Mortgage statements may be subject to collection rules: 11th Circuit
Mortgage statements may be subject to collection rules: 11th Circuit
Abstract
Attorneys are starting to warn mortgage companies that a recent 11th Circuit Court of Appeals decision means servicers need to be more careful about the wording in their billing statements. In the case, Daniels v. Select Portfolio Servicing, a panel of judges, in a two-to-one vote, decided that monthly mortgage statements could be considered communications related to the collection of a debt under state and federal rules. Interpretations of the Truth in Lending Act and the Federal Debt Collection Practices Act were at issue in the decision issued late last month, in which the panel found some types of communications in monthly statements could be covered by the FDCPA and a similar Florida statute. The move reversed a lower court's opinion, which supported Select Portfolio Servicing's view that monthly statements "Were not communications in connection with the collection of a debt and therefore not covered by the FDCPA and the FCCPA."The next step could be either a rehearing by the full 11th Circuit or seeking certiorari by the Supreme Court. "Could this become a Supreme Court issue?

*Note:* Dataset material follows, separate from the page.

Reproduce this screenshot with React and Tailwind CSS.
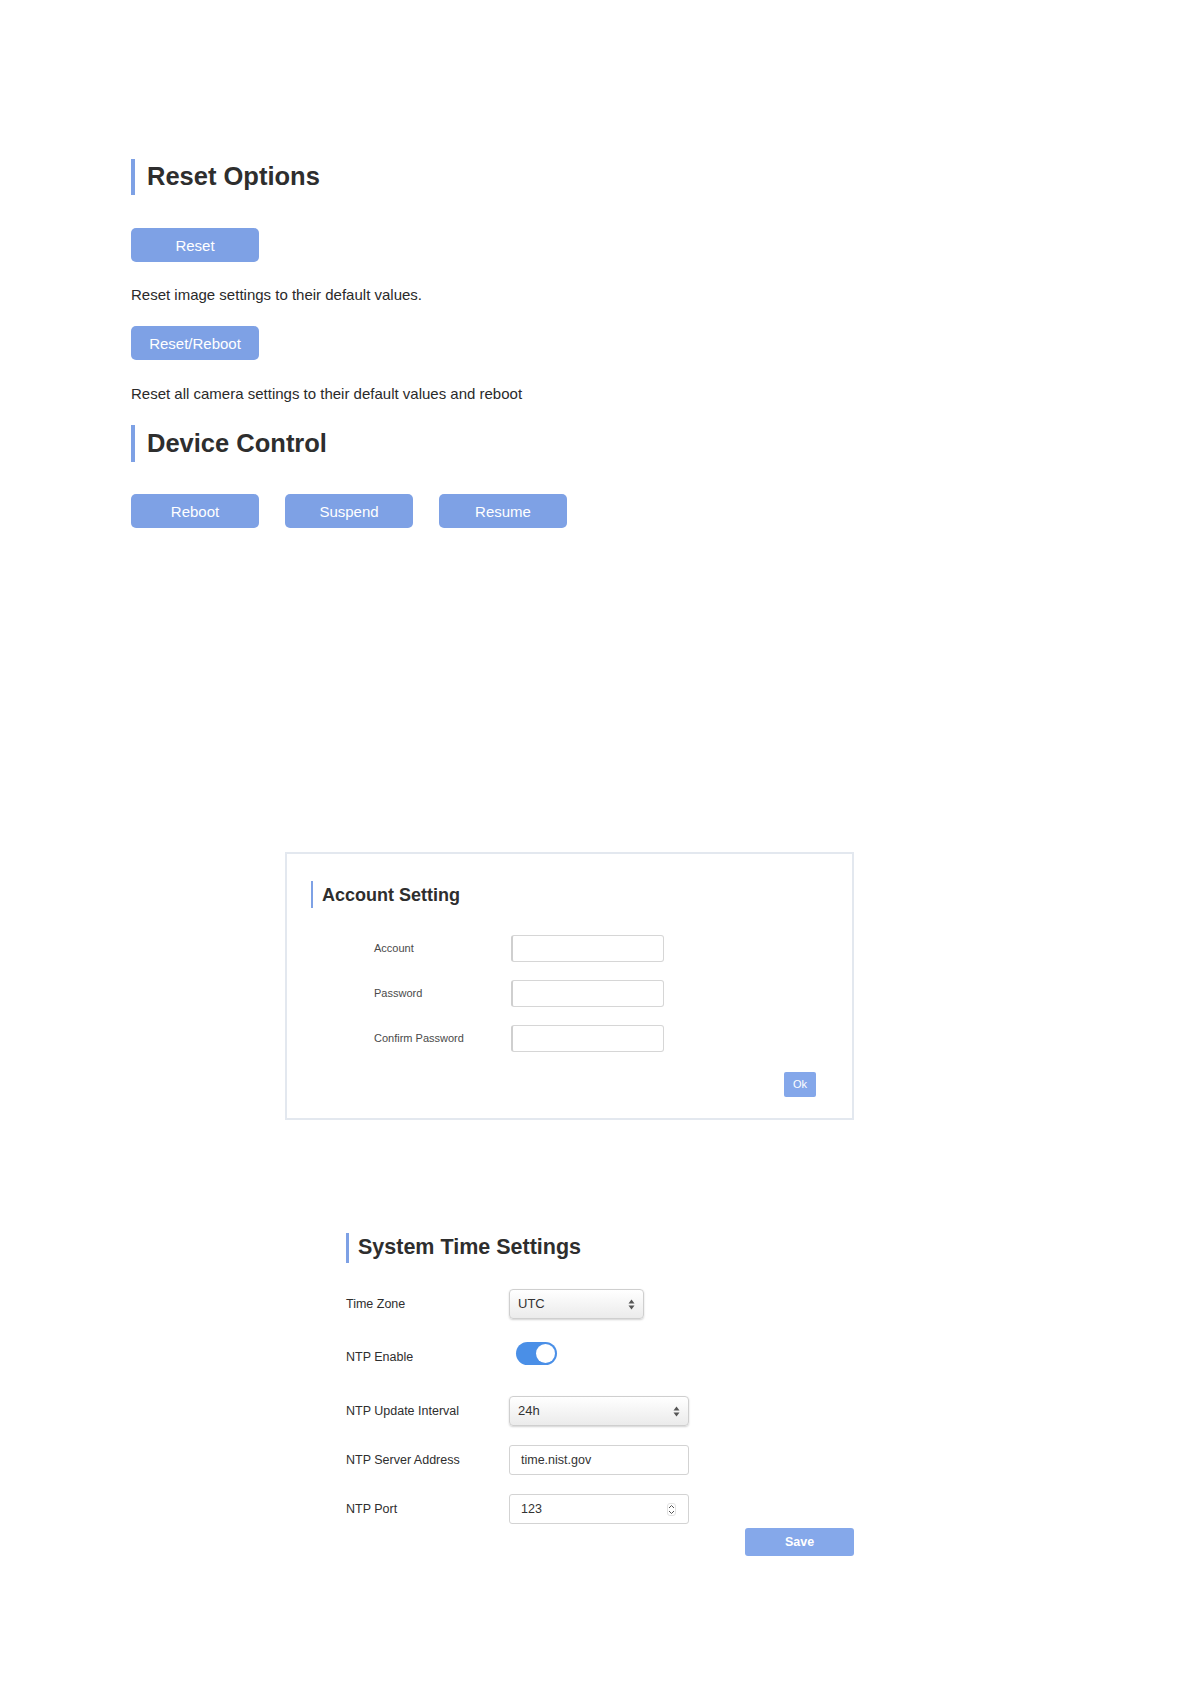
import React from 'react';

const font = { fontFamily: '"Liberation Sans", Arial, sans-serif' };

const SectionTitle = ({ children, className = '', barClass = 'w-[4px] h-[36px]', textClass = 'text-[26px]' }) => (
  <div className={`flex items-center ${className}`}>
    <div className={`bg-[#7ea1e5] shrink-0 ${barClass}`} />
    <h2 className={`font-bold text-[#2e2e2e] leading-none ${textClass}`}>{children}</h2>
  </div>
);

const BlueButton = ({ children }) => (
  <button className="w-[128px] h-[34px] rounded-[5px] bg-[#7ea1e5] text-white text-[15px] leading-none">
    {children}
  </button>
);

const SelectArrows = () => (
  <svg width="7" height="11" viewBox="0 0 7 11" className="shrink-0">
    <path d="M3.5 0.5 L6.5 4.5 L0.5 4.5 Z" fill="#555" />
    <path d="M3.5 10.5 L6.5 6.5 L0.5 6.5 Z" fill="#555" />
  </svg>
);

const FakeSelect = ({ value, width }) => (
  <div className={`${width} h-[30px] flex items-center justify-between pl-[8px] pr-[8px] rounded-[4px] border border-[#cfcfcf] bg-gradient-to-b from-[#ffffff] to-[#ebebeb] shadow-[0_1px_2px_rgba(0,0,0,0.18)] text-[13px] text-[#333]`}>
    <span>{value}</span>
    <SelectArrows />
  </div>
);

const AccountRow = ({ label }) => (
  <div className="flex items-center h-[27px]">
    <span className="w-[137px] text-[11px] text-[#4a4a4a]">{label}</span>
    <div className="w-[153px] h-[27px] rounded-[3px] border border-[#d6d6d6] border-l-2 border-l-[#cfcfcf] bg-white" />
  </div>
);

const TimeRow = ({ label, children, h = 'h-[30px]' }) => (
  <div className={`flex items-center ${h}`}>
    <span className="w-[163px] text-[12.5px] text-[#2e2e2e]">{label}</span>
    {children}
  </div>
);

export default function App() {
  return (
    <div className="min-h-[1684px] bg-white pt-[159px]" style={font}>
      {/* Reset options + device control */}
      <div className="ml-[131px]">
        <SectionTitle barClass="w-[4px] h-[36px] mr-[12px]" textClass="text-[25.5px]">Reset Options</SectionTitle>
        <div className="mt-[33px]">
          <BlueButton>Reset</BlueButton>
        </div>
        <p className="mt-[24px] text-[15px] leading-[18px] text-[#2a2a2a]">Reset image settings to their default values.</p>
        <div className="mt-[22px]">
          <BlueButton>Reset/Reboot</BlueButton>
        </div>
        <p className="mt-[25px] text-[15px] leading-[18px] text-[#2a2a2a]">Reset all camera settings to their default values and reboot</p>

        <SectionTitle className="mt-[22px]" barClass="w-[4px] h-[37px] mr-[12px]" textClass="text-[25.5px]">Device Control</SectionTitle>
        <div className="mt-[32px] flex gap-[26px]">
          <BlueButton>Reboot</BlueButton>
          <BlueButton>Suspend</BlueButton>
          <BlueButton>Resume</BlueButton>
        </div>
      </div>

      {/* Account setting card */}
      <div className="ml-[285px] mt-[324px] w-[569px] h-[268px] border-2 border-[#e3e8ef] bg-white pt-[27px] pl-[24px] pr-[36px]">
        <SectionTitle barClass="w-[2px] h-[27px] mr-[9px]" textClass="text-[18px]">Account Setting</SectionTitle>
        <div className="ml-[63px] mt-[27px] flex flex-col gap-[18px]">
          <AccountRow label="Account" />
          <AccountRow label="Password" />
          <AccountRow label="Confirm Password" />
        </div>
        <div className="mt-[20px] flex justify-end">
          <button className="w-[32px] h-[25px] rounded-[2px] bg-[#84a7ea] text-white text-[11px] leading-none">Ok</button>
        </div>
      </div>

      {/* System time settings */}
      <div className="ml-[346px] mt-[113px] w-[508px]">
        <SectionTitle barClass="w-[3px] h-[30px] mr-[9px]" textClass="text-[21.5px]">System Time Settings</SectionTitle>
        <div className="mt-[26px]">
          <TimeRow label="Time Zone">
            <FakeSelect value="UTC" width="w-[135px]" />
          </TimeRow>
        </div>
        <div className="mt-[23px]">
          <TimeRow label="NTP Enable">
            <div className="ml-[7px] mb-[7px] w-[41px] h-[23px] rounded-full bg-[#4a8fe7] flex items-center justify-end pr-[2px]">
              <div className="w-[19px] h-[19px] rounded-full bg-white" />
            </div>
          </TimeRow>
        </div>
        <div className="mt-[24px]">
          <TimeRow label="NTP Update Interval">
            <FakeSelect value="24h" width="w-[180px]" />
          </TimeRow>
        </div>
        <div className="mt-[19px]">
          <TimeRow label="NTP Server Address">
            <div className="w-[180px] h-[30px] flex items-center pl-[11px] rounded-[3px] border border-[#d3d3d3] bg-white text-[12.5px] text-[#333]">
              time.nist.gov
            </div>
          </TimeRow>
        </div>
        <div className="mt-[19px]">
          <TimeRow label="NTP Port">
            <div className="w-[180px] h-[30px] flex items-center justify-between pl-[11px] pr-[12px] rounded-[3px] border border-[#d3d3d3] bg-white text-[12.5px] text-[#333]">
              <span>123</span>
              <div className="w-[9px] h-[13px] rounded-[3px] border border-[#e2e2e2] flex items-center justify-center">
                <svg width="7" height="11" viewBox="0 0 7 11">
                  <path d="M1 4 L3.5 1.5 L6 4" fill="none" stroke="#555" strokeWidth="1" />
                  <path d="M1 7 L3.5 9.5 L6 7" fill="none" stroke="#555" strokeWidth="1" />
                </svg>
              </div>
            </div>
          </TimeRow>
        </div>
        <div className="mt-[4px] flex justify-end">
          <button className="w-[109px] h-[28px] rounded-[3px] bg-[#85a8ea] text-white text-[12.5px] font-bold leading-none">Save</button>
        </div>
      </div>
    </div>
  );
}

I don't know, potentially, but I think the immediate takeaway should be that the language in the monthly statement is important," said Richard Horn, an attorney with law firm Garris Horn. "It seems like if you stay within the four corners of the standard form and the requirements under Reg Z that you may have a measure of safety in terms of that periodic statement not turning into a debt collector's communication, but if you start to get fancy that's when problems could come up," The prior district court's opinion relied on 2013 Consumer Financial Protection Bureau guidance aimed at addressing conflicts between "Cease communications" notices under debt collection rules that might conflict with other servicing requirements, but circuit court judges disagreed with that interpretation. "Courts should look at the substance of the communication to determine whether the FDCPA applies, i.e., by determining whether the communication uses language typically seen or used in debt-collection efforts," Lagoa said, noting "That type of language is not present here."Dissent within the panel opens up a slim chance that the 11th Circuit Court could end up reconsidering the case if SPS were to appeal it.